BTW - what kind of movie does a "hen pecked girly man" go to see? That sounds like a drama to me...

/Jane Eyre vs Avengers? Give me "breathtaking anger management issues" every time...
 
2012-10-08 06:39:59 AM  

Norfolking Chance: stoli n coke: doglover: Soccer moms and hen pecked girly men decided to start rating movies "for the children" and made it unprofitable to get too high of a rating. Hence, PG-13 became the terminal illness of art in Hollywood and now the only good movies for mature audiences are foreign or indie.

A lot of that also had to do with the fact that since the late 90s, budgets have skyrocketed.

Case in point, The Godfather. Had a budget of $6 million. I know the was 1971 dollars, but even adjusted for inflation, it was cheaper than your average Katherine Heigl flick. 

Since a lot of actors now command huge salaries, any major studio event movie will run upwards of 70 million, and studios insist on a PG-13 to even have a chance being profitable.

The biggest reason budgets have gone up is as the tax evasion schemes and not actors salaries. Every time the film looks like it might turn a profit the studio hits them with a new fee or cost that supprise supprise puts the film back in the red and builds up to the 70 mil costs. Stop this then the non-salary costs of films will drop back to the 10-20 mil level for rom coms.

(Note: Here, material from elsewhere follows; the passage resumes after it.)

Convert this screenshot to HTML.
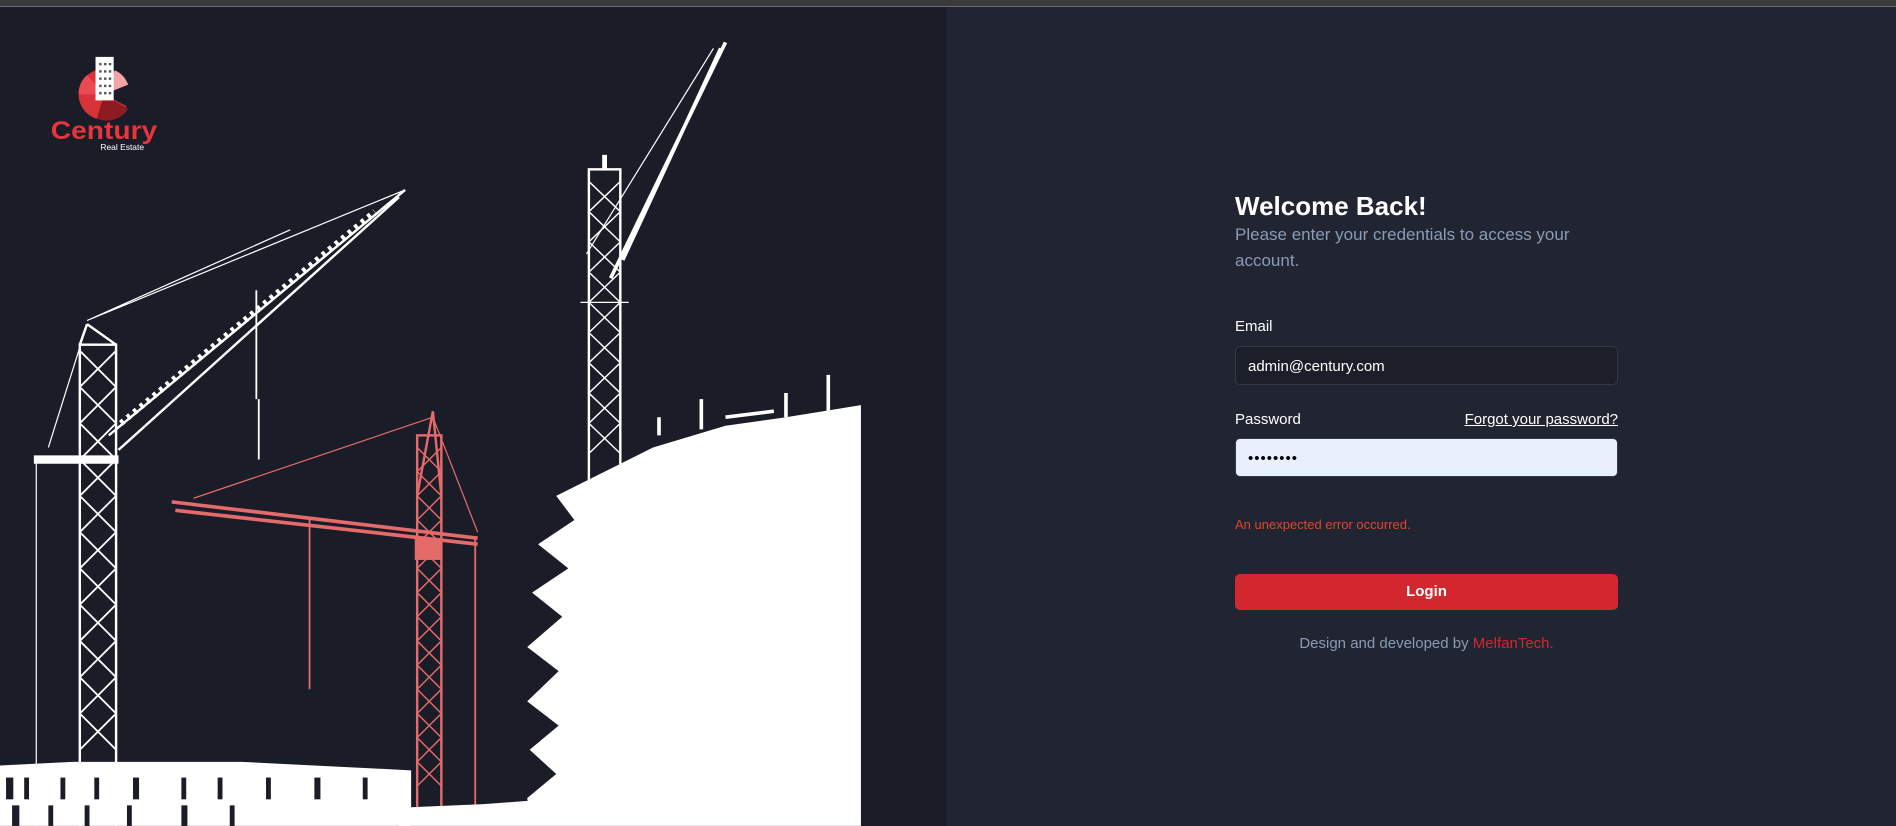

Salaries are still a massive problem. Just look at James L. Brooks' last movie. 4 A-listers in the leads, which meant at least 40-45 million was spent before a single frame was shot.

A sappy slow-moving dramedy, It ultimately cost $90 million, and was a critical and box office disaster. 

Meantime, his last hit, As Good As It Gets, only cost half that much, and that included paying Nicholson.
 
2012-10-08 07:00:03 AM  
Those movies are being made, they're mostly just indie flicks with a smaller budget. Apparently, the author forgot about some of the great adult movies like The Hurt Locker and The King's Speech.